═══ GIVEN DATA ═══
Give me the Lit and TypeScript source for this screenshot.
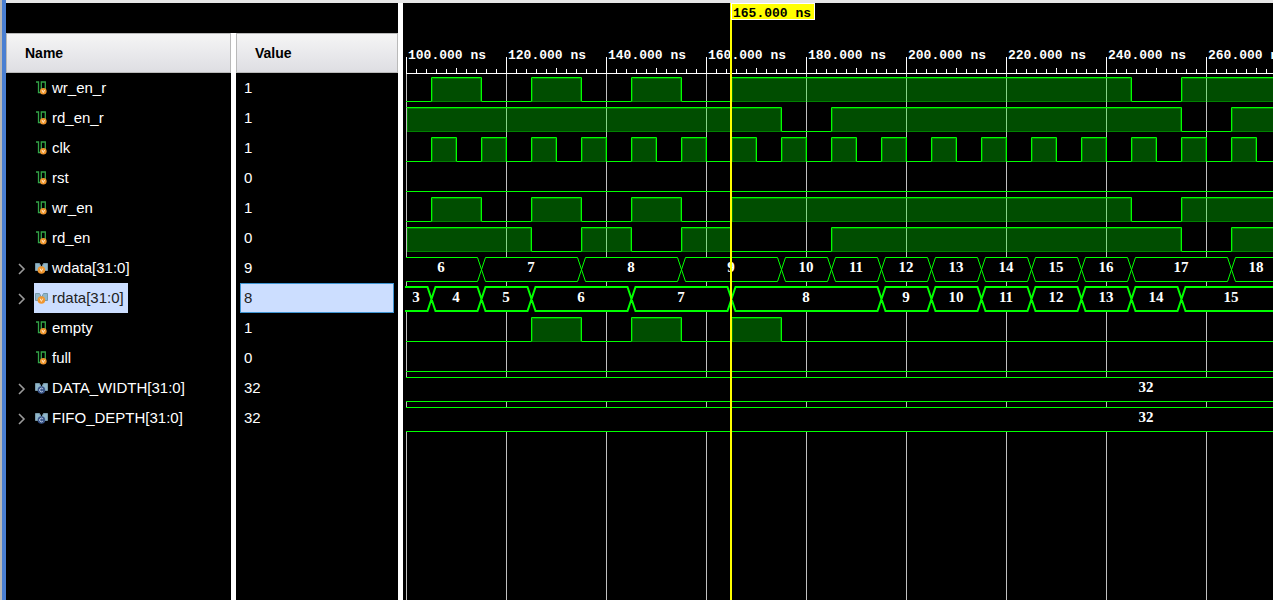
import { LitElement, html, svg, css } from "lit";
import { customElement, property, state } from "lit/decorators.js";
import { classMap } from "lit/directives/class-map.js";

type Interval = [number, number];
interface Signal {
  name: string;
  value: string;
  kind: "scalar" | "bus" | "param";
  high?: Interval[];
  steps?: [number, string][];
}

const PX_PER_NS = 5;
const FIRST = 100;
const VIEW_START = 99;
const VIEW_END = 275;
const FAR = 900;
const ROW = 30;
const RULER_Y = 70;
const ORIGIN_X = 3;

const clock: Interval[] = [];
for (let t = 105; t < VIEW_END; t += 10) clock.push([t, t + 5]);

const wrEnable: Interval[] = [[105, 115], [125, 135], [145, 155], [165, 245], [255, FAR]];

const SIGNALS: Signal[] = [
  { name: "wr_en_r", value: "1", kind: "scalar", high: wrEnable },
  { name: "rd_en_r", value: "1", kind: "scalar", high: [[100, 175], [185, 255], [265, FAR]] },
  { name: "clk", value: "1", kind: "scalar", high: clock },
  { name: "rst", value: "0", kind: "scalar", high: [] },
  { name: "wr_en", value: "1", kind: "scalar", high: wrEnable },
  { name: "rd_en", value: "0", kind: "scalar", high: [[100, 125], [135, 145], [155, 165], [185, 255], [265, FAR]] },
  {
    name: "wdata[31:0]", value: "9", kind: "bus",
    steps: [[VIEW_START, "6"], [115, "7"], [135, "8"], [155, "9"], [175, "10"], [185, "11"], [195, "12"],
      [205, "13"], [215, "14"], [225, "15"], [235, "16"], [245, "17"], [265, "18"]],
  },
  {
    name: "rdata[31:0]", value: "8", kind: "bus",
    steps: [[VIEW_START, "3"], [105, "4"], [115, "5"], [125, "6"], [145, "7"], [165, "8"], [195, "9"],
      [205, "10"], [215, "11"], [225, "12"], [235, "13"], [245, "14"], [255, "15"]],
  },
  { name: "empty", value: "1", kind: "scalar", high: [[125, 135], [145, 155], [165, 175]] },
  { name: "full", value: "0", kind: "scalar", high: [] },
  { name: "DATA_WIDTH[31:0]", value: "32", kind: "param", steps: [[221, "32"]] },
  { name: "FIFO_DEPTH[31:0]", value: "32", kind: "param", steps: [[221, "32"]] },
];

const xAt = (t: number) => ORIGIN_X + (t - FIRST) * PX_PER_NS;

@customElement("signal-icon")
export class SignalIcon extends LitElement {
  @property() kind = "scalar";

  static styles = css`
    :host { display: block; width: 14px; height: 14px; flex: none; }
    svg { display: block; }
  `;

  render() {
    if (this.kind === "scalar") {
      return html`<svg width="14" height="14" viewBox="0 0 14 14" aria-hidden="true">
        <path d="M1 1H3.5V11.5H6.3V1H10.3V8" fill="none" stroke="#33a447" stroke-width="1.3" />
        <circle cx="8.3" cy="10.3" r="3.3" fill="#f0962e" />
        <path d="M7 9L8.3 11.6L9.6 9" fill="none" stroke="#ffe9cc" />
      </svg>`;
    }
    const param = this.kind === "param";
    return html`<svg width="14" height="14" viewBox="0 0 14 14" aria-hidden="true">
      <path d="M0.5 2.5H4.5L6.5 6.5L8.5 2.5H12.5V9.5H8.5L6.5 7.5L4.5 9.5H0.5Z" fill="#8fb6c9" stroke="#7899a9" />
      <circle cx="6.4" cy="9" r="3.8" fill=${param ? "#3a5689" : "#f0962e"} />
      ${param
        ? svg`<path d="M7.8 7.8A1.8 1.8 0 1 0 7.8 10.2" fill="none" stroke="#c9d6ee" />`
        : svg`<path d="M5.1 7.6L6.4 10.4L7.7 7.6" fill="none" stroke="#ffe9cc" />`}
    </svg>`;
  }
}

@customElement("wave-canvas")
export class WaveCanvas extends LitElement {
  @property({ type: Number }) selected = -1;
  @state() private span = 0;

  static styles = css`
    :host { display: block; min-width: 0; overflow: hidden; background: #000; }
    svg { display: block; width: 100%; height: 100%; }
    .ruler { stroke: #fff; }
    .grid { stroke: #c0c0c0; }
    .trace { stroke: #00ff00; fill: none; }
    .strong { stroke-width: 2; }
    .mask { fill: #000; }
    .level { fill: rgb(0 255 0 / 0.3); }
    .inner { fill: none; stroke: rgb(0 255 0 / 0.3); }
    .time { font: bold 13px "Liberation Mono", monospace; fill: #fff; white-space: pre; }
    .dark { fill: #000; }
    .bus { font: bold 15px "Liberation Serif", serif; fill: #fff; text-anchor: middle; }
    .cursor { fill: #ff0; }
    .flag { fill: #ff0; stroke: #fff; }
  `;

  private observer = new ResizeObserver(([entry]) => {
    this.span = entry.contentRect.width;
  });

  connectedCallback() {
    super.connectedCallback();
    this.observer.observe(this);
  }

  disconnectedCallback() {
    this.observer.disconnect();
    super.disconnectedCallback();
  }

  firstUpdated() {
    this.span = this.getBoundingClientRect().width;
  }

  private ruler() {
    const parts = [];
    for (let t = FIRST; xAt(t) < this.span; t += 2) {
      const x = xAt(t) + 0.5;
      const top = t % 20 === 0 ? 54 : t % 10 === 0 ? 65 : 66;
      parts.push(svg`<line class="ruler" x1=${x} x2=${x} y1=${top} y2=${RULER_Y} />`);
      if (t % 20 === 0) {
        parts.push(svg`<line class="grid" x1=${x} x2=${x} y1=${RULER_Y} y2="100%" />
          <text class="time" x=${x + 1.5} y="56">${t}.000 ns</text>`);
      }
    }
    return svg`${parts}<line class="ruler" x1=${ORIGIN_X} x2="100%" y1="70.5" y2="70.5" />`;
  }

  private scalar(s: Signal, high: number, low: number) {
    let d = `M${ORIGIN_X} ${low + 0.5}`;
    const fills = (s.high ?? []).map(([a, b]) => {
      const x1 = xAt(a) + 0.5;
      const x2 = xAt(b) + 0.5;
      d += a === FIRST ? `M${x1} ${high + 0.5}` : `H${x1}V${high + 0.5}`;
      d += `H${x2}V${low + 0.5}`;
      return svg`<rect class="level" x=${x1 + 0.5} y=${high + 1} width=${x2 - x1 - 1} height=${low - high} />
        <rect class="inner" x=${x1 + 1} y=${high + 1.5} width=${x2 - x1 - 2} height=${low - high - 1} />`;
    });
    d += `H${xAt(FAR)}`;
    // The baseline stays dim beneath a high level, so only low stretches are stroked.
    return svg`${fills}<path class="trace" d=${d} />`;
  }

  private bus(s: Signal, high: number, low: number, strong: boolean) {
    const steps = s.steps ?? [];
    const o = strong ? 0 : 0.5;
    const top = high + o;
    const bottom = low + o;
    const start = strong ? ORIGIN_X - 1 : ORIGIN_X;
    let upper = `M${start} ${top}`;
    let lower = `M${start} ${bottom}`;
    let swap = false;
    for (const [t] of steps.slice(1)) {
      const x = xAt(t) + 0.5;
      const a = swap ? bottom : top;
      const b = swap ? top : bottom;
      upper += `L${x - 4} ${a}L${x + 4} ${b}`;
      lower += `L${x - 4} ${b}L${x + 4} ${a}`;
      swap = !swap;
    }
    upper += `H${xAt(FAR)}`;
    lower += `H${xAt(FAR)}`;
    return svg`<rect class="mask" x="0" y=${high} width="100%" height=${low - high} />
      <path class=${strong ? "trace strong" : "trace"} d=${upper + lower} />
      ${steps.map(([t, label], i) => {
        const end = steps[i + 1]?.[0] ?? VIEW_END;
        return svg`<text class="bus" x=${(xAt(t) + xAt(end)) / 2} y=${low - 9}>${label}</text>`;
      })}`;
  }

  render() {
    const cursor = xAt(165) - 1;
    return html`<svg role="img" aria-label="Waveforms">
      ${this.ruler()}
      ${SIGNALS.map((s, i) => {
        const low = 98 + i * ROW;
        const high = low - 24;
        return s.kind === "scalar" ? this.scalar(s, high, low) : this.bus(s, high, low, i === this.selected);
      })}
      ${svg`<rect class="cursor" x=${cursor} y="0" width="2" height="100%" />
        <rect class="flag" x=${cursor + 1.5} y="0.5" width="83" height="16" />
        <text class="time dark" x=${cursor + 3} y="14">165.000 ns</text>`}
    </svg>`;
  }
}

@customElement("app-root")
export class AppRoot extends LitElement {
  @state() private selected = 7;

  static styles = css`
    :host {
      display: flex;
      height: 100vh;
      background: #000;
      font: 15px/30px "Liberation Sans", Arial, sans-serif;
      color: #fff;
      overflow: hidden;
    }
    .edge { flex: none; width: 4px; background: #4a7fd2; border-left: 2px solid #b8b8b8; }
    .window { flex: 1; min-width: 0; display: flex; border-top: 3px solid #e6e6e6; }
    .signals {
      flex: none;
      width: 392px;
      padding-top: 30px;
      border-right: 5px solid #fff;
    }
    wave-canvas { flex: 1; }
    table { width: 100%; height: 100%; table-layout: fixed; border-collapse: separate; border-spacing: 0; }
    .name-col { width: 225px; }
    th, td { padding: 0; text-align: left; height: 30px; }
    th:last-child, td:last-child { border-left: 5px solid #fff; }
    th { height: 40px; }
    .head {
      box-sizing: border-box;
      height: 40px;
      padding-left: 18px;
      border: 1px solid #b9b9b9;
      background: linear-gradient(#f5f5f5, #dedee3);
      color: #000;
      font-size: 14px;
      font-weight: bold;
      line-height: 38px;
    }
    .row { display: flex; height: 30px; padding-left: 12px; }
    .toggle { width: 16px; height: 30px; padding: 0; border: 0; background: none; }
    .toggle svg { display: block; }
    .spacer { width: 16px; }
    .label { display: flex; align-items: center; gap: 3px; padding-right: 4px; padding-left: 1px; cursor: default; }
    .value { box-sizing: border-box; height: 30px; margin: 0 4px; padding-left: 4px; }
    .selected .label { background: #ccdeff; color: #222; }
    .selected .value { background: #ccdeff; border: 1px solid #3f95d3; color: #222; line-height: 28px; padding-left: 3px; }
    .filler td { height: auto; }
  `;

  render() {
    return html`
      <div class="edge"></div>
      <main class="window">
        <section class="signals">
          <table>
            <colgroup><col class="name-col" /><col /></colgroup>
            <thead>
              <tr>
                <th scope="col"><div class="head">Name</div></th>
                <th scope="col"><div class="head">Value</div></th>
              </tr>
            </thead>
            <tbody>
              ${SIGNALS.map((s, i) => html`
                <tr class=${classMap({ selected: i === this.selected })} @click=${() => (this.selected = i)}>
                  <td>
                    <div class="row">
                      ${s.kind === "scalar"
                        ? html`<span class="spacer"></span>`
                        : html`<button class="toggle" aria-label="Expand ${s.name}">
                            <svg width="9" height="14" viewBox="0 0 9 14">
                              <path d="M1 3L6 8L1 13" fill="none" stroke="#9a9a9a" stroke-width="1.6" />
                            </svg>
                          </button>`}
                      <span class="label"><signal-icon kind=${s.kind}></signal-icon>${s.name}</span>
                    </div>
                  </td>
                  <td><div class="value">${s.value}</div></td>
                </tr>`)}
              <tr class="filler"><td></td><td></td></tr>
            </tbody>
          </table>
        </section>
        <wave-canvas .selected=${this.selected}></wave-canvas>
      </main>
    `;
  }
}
═══
§ GOAL OF THE EXERCISE
Copy nothing but the lines from the first one in the listing through the line with "for (let t = 105;", and omit the pictures.

§ FULL RESPONSE
Give me the Lit and TypeScript source for this screenshot.
import { LitElement, html, svg, css } from "lit";
import { customElement, property, state } from "lit/decorators.js";
import { classMap } from "lit/directives/class-map.js";

type Interval = [number, number];
interface Signal {
  name: string;
  value: string;
  kind: "scalar" | "bus" | "param";
  high?: Interval[];
  steps?: [number, string][];
}

const PX_PER_NS = 5;
const FIRST = 100;
const VIEW_START = 99;
const VIEW_END = 275;
const FAR = 900;
const ROW = 30;
const RULER_Y = 70;
const ORIGIN_X = 3;

const clock: Interval[] = [];
for (let t = 105; t < VIEW_END; t += 10) clock.push([t, t + 5]);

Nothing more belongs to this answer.